Twelve Good Musicians: From John Bull to Henry Purcell


There is, I venture to think, a fitness in the choice of the first musician of the Twelve to be considered. John Bull is a name familiar to Englishmen, though I do not know that the musician bearing that name has anything to do with the historical and political personage whose jovial portrait is so well known to us. But Dr. John Bull, was the first to hold anything like a University Professorship in London—or indeed in England. It is true Gresham College has not developed into a University, but its founder, Sir Thomas Gresham, certainly seems to have had such an end in view, and John Bull was the first Gresham Music Lecturer.
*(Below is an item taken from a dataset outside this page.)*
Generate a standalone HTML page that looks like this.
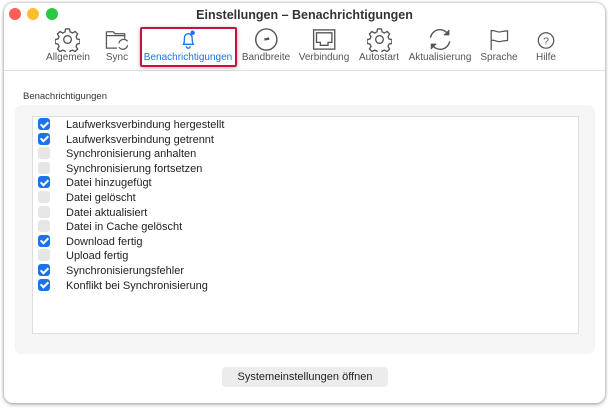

As his successor at Gresham College, and as I have the honour to be the first Musical Professor in the University of London, I think there is a justification for beginning this course in the University with a consideration of the old Gresham Professor. I must premise that in selecting twelve good men I have by no means exhausted the number of such men available, but I hope to have chosen good representatives of the various Schools and movements in the musical world of England in the 17th century. And, although necessarily concentrating my attention on the selected twelve, yet, of course, undoubtedly I shall make many references to their fellow-musicians both in this country and abroad. But it is to our own men and our own music in the 17th century that I shall direct my chief attention. To begin then with the first of my twelve good musicians—the first Gresham Professor of Music, Dr. John Bull. Born about 1563 of a Somersetshire family, he became one of the Children of the Chapel Royal (as will be seen, always a great nursery of young English Musicians), his master being Blytheman who, we are told, "spared neither time nor labour to advance his natural gifts." Organist of Hereford Cathedral for a time, we find him in 1585 a member of the Chapel Royal Choir—not then organist, a post to which he attained a few years later, succeeding his old master, Blytheman. He was evidently determined to get on in his profession, for, besides all these posts and varied activities, he found time in 1586 to take the degree of Bachelor of Music at Oxford (it being stated he had "practised the faculty of music for 14 years"), following this up with a Doctor's degree—this time at Cambridge.